Medium: Rethinking product strategy in the age of AI

In this March 2026 article, Parth Chhaparwal — a product leader and writer — makes the case that the early failure pattern of AI startups has given way to a new kind of product thinking. Success now depends on how you architect the experience around AI workflows, not on which foundation model you use.

Context

Chhaparwal wrote this piece at a moment when most AI product discussions still defaulted to model comparisons. His argument is that model quality is table stakes — it is no longer where strategic differentiation comes from. The real question is how the product is structured around AI.

Early AI startups failed because they were dependent on model quality and faced rapid obsolescence as foundation models improved. The teams that survived built defensibility through experience design rather than technology.

Key method

The article introduces two high-level strategic options. The first is what Chhaparwal calls “Cursor for X”: rebuilding an entire workflow around an AI agent, eliminating legacy UX assumptions. The second is “Copilot for X”: layering AI assistance on top of an existing tool without changing the underlying structure.

He also identifies three interaction design choices that product teams face regardless of which direction they take: who initiates AI actions (user or system), what data and systems the AI can access, and how errors compound through multi-step workflows.
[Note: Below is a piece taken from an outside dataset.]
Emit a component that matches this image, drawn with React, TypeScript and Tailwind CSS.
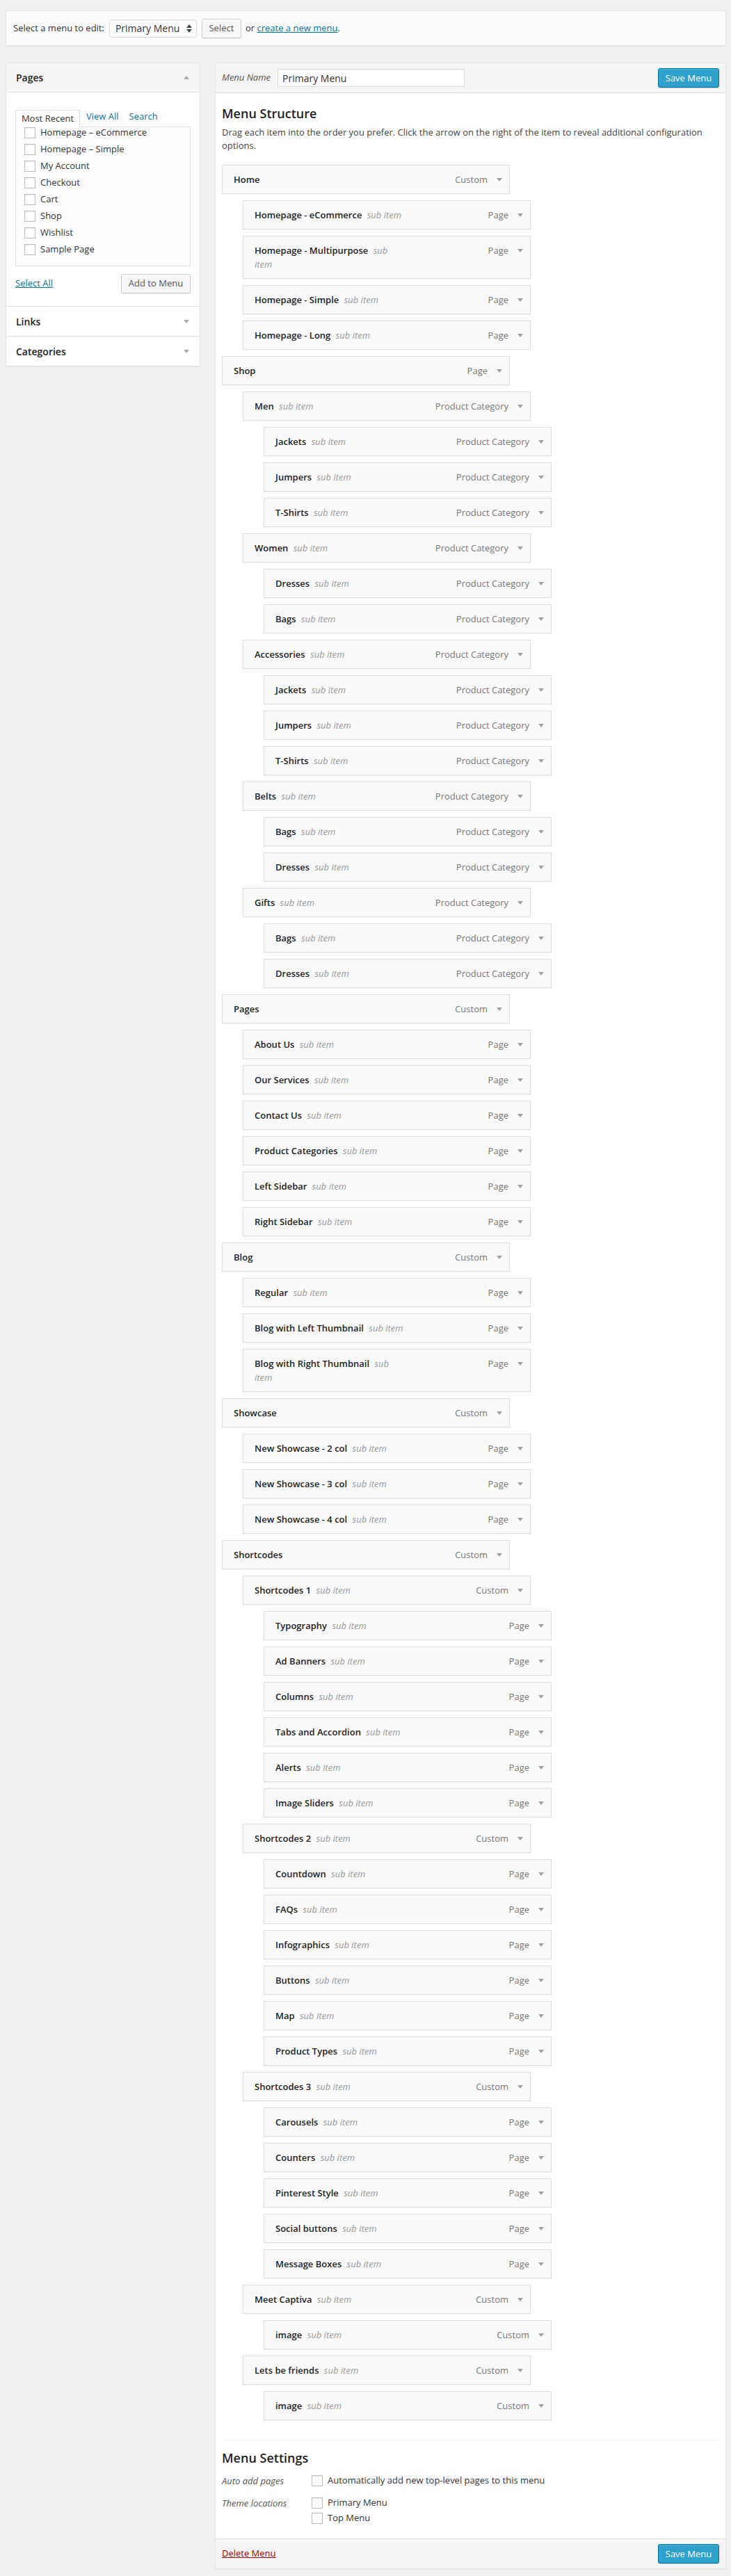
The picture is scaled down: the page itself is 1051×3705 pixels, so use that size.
import React from "react";

type Item = [number, string, string];

const PC = "Product Category";
const items: Item[] = [
  [0, "Home", "Custom"],
  [1, "Homepage - eCommerce", "Page"],
  [1, "Homepage - Multipurpose", "Page"],
  [1, "Homepage - Simple", "Page"],
  [1, "Homepage - Long", "Page"],
  [0, "Shop", "Page"],
  [1, "Men", PC],
  [2, "Jackets", PC],
  [2, "Jumpers", PC],
  [2, "T-Shirts", PC],
  [1, "Women", PC],
  [2, "Dresses", PC],
  [2, "Bags", PC],
  [1, "Accessories", PC],
  [2, "Jackets", PC],
  [2, "Jumpers", PC],
  [2, "T-Shirts", PC],
  [1, "Belts", PC],
  [2, "Bags", PC],
  [2, "Dresses", PC],
  [1, "Gifts", PC],
  [2, "Bags", PC],
  [2, "Dresses", PC],
  [0, "Pages", "Custom"],
  [1, "About Us", "Page"],
  [1, "Our Services", "Page"],
  [1, "Contact Us", "Page"],
  [1, "Product Categories", "Page"],
  [1, "Left Sidebar", "Page"],
  [1, "Right Sidebar", "Page"],
  [0, "Blog", "Custom"],
  [1, "Regular", "Page"],
  [1, "Blog with Left Thumbnail", "Page"],
  [1, "Blog with Right Thumbnail", "Page"],
  [0, "Showcase", "Custom"],
  [1, "New Showcase - 2 col", "Page"],
  [1, "New Showcase - 3 col", "Page"],
  [1, "New Showcase - 4 col", "Page"],
  [0, "Shortcodes", "Custom"],
  [1, "Shortcodes 1", "Custom"],
  [2, "Typography", "Page"],
  [2, "Ad Banners", "Page"],
  [2, "Columns", "Page"],
  [2, "Tabs and Accordion", "Page"],
  [2, "Alerts", "Page"],
  [2, "Image Sliders", "Page"],
  [1, "Shortcodes 2", "Custom"],
  [2, "Countdown", "Page"],
  [2, "FAQs", "Page"],
  [2, "Infographics", "Page"],
  [2, "Buttons", "Page"],
  [2, "Map", "Page"],
  [2, "Product Types", "Page"],
  [1, "Shortcodes 3", "Custom"],
  [2, "Carousels", "Page"],
  [2, "Counters", "Page"],
  [2, "Pinterest Style", "Page"],
  [2, "Social buttons", "Page"],
  [2, "Message Boxes", "Page"],
  [1, "Meet Captiva", "Custom"],
  [2, "image", "Custom"],
  [1, "Lets be friends", "Custom"],
  [2, "image", "Custom"],
];

const indent = ["ml-0", "ml-[30px]", "ml-[60px]"];

function Tri({ up = false, color = "#a0a0a0" }: { up?: boolean; color?: string }) {
  return (
    <svg width="8" height="5" viewBox="0 0 8 5" className="block">
      {up ? <polygon points="0,5 8,5 4,0" fill={color} /> : <polygon points="0,0 8,0 4,5" fill={color} />}
    </svg>
  );
}

function Checkbox() {
  return (
    <span className="block w-[16px] h-[16px] shrink-0 border border-[#bbb] bg-white shadow-[inset_0_1px_2px_rgba(0,0,0,0.07)]" />
  );
}

function MenuItem({ level, title, type }: { level: number; title: string; type: string }) {
  return (
    <div
      className={`${indent[level]} relative w-[414px] border border-[#dfdfdf] bg-[#fafafa] pl-[16px] py-[10px] shadow-[0_1px_1px_rgba(0,0,0,0.04)]`}
    >
      <div className="w-[216px] text-[13px] leading-[20px] font-semibold text-[#222]">
        {title}
        {level > 0 && <span className="ml-[4px] font-normal italic text-[#999]"> sub item</span>}
      </div>
      <div className="absolute right-[10px] top-[10px] flex items-center gap-[13px] h-[20px]">
        <span className="text-[13px] leading-[20px] text-[#777]">{type}</span>
        <Tri />
      </div>
    </div>
  );
}

function BlueButton() {
  return (
    <button className="h-[28px] w-[88px] rounded-[3px] border border-[#0074a2] bg-[#2ea2cc] text-[13px] leading-[26px] text-white shadow-[inset_0_1px_0_rgba(120,200,230,0.5),0_1px_0_rgba(0,0,0,0.15)]">
      Save Menu
    </button>
  );
}

export default function App() {
  return (
    <div
      className="min-h-[3705px] bg-[#f1f1f1] pl-[8px] pr-[7px] pt-[15px] pb-[13px] text-[13px] text-[#444]"
      style={{ fontFamily: '"Open Sans", "Noto Sans", sans-serif' }}
    >
      {/* top bar */}
      <div className="flex h-[51px] items-center border border-[#e5e5e5] bg-[#fbfbfb] pl-[10px] shadow-[0_1px_1px_rgba(0,0,0,0.04)]">
        <span className="text-[13px] text-[#333]">Select a menu to edit:</span>
        <div className="ml-[7px] flex h-[26px] w-[126px] items-center justify-between rounded-[3px] border border-[#ddd] bg-white pl-[8px] pr-[6px] shadow-[inset_0_1px_2px_rgba(0,0,0,0.07)]">
          <span className="text-[14px] text-[#333]">Primary Menu</span>
          <span className="flex flex-col gap-[2px]">
            <Tri up color="#444" />
            <Tri color="#444" />
          </span>
        </div>
        <button className="ml-[7px] h-[28px] w-[57px] rounded-[3px] border border-[#ccc] bg-[#f7f7f7] text-[13px] text-[#555] shadow-[inset_0_1px_0_#fff,0_1px_0_rgba(0,0,0,0.08)]">
          Select
        </button>
        <span className="ml-[6px] text-[13px] text-[#333]">
          or <span className="text-[#0074a2] underline">create a new menu</span>.
        </span>
      </div>

      <div className="mt-[24px] flex items-start gap-[21px]">
        {/* left column */}
        <div className="w-[280px] shrink-0 border border-[#e5e5e5] bg-white shadow-[0_1px_1px_rgba(0,0,0,0.04)]">
          <div className="flex h-[42px] items-center justify-between border-b border-[#dfdfdf] bg-[#f5f5f5] pl-[14px] pr-[15px]">
            <span className="text-[14px] font-semibold text-[#222]">Pages</span>
            <Tri up color="#aaa" />
          </div>
          <div className="px-[13px] pt-[24px] pb-[18px]">
            <div className="flex h-[25px] items-end">
              <div className="flex h-[25px] w-[93px] items-center justify-center border border-b-0 border-[#ddd] bg-[#fdfdfd] text-[13px] text-[#333] relative top-[1px]">
                Most Recent
              </div>
              <span className="ml-[9px] mb-[5px] text-[13px] text-[#0074a2]">View All</span>
              <span className="ml-[15px] mb-[5px] text-[13px] text-[#0074a2]">Search</span>
            </div>
            <div className="h-[201px] overflow-hidden border border-[#ddd] bg-[#fdfdfd]">
              <div className="mt-[-4px] pl-[12px]">
                {[
                  "Homepage – eCommerce",
                  "Homepage – Simple",
                  "My Account",
                  "Checkout",
                  "Cart",
                  "Shop",
                  "Wishlist",
                  "Sample Page",
                ].map((t) => (
                  <div key={t} className="flex h-[24px] items-center gap-[7px]">
                    <Checkbox />
                    <span className="text-[13px] text-[#333]">{t}</span>
                  </div>
                ))}
              </div>
            </div>
            <div className="mt-[11px] flex items-center justify-between">
              <span className="text-[13px] text-[#0074a2] underline">Select All</span>
              <button className="h-[28px] w-[100px] rounded-[3px] border border-[#ccc] bg-[#f7f7f7] text-[13px] text-[#555] shadow-[inset_0_1px_0_#fff,0_1px_0_rgba(0,0,0,0.08)]">
                Add to Menu
              </button>
            </div>
          </div>
          <div className="flex h-[43px] items-center justify-between border-t border-[#dfdfdf] pl-[14px] pr-[15px]">
            <span className="text-[14px] font-semibold text-[#222]">Links</span>
            <Tri color="#aaa" />
          </div>
          <div className="flex h-[43px] items-center justify-between border-t border-[#dfdfdf] pl-[14px] pr-[15px]">
            <span className="text-[14px] font-semibold text-[#222]">Categories</span>
            <Tri color="#aaa" />
          </div>
        </div>

        {/* right column */}
        <div className="flex-1 border border-[#e5e5e5] bg-white shadow-[0_1px_1px_rgba(0,0,0,0.04)]">
          <div className="flex h-[43px] items-center justify-between border-b border-[#dfdfdf] bg-[#f5f5f5] pl-[9px] pr-[9px]">
            <div className="flex items-center">
              <span className="text-[13px] italic text-[#555]">Menu Name</span>
              <div className="ml-[10px] flex h-[26px] w-[269px] items-center border border-[#ddd] bg-white pl-[6px] text-[14px] text-[#333] shadow-[inset_0_1px_2px_rgba(0,0,0,0.07)]">
                Primary Menu
              </div>
            </div>
            <BlueButton />
          </div>

          <div className="px-[9px]">
            <h3 className="mt-[17px] text-[18px] leading-[24px] font-semibold text-[#222]">Menu Structure</h3>
            <p className="mt-[6px] text-[13px] leading-[19px] text-[#444]">
              Drag each item into the order you prefer. Click the arrow on the right of the item to reveal additional configuration options.
            </p>
            <div className="mt-[18px] flex flex-col gap-[9px]">
              {items.map(([lvl, t, ty], i) => (
                <MenuItem key={i} level={lvl} title={t} type={ty} />
              ))}
            </div>
            <div className="mt-[28px] border-t border-[#eee]" />
            <h3 className="mt-[13px] text-[18px] leading-[24px] font-semibold text-[#222]">Menu Settings</h3>
            <div className="mt-[11px] flex">
              <div className="w-[129px] text-[13px] leading-[20px] italic text-[#555]">Auto add pages</div>
              <div className="flex items-center gap-[7px] h-[20px]">
                <Checkbox />
                <span className="text-[13px] text-[#333]">Automatically add new top-level pages to this menu</span>
              </div>
            </div>
            <div className="mt-[12px] flex pb-[19px]">
              <div className="w-[129px] text-[13px] leading-[20px] italic text-[#555]">Theme locations</div>
              <div className="flex flex-col gap-[2px]">
                <div className="flex h-[20px] items-center gap-[7px]">
                  <Checkbox />
                  <span className="text-[13px] text-[#333]">Primary Menu</span>
                </div>
                <div className="flex h-[20px] items-center gap-[7px]">
                  <Checkbox />
                  <span className="text-[13px] text-[#333]">Top Menu</span>
                </div>
              </div>
            </div>
          </div>

          <div className="flex h-[43px] items-center justify-between border-t border-[#dfdfdf] bg-[#f5f5f5] pl-[9px] pr-[9px]">
            <span className="text-[13px] text-[#a00] underline">Delete Menu</span>
            <BlueButton />
          </div>
        </div>
      </div>
    </div>
  );
}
These choices shape the risk surface and the user experience more than any model capability.

For teams building toward fully autonomous behavior, the article lays out five archetypes in sequence: bare API, chatbot, assistant, copilot, and agent. Each step expands both capability and the potential for compounding errors, which is why the author argues that governance structures need to scale alongside capability.

Takeaway

Cursor’s approach — rebuilding the developer environment from scratch around AI rather than extending an existing IDE — is the clearest example of the thesis. The author concludes that the winning move is often to rebuild the whole workflow rather than retrofit it.

Who it is useful for

This article is most relevant for PMs at companies building AI-native products or deciding whether to integrate AI into an existing product or build something new from scratch. It is a strategic read rather than a tactical guide, approximately 2,500 words, with decision frameworks that resonate with teams who have already shipped something and are rethinking their approach.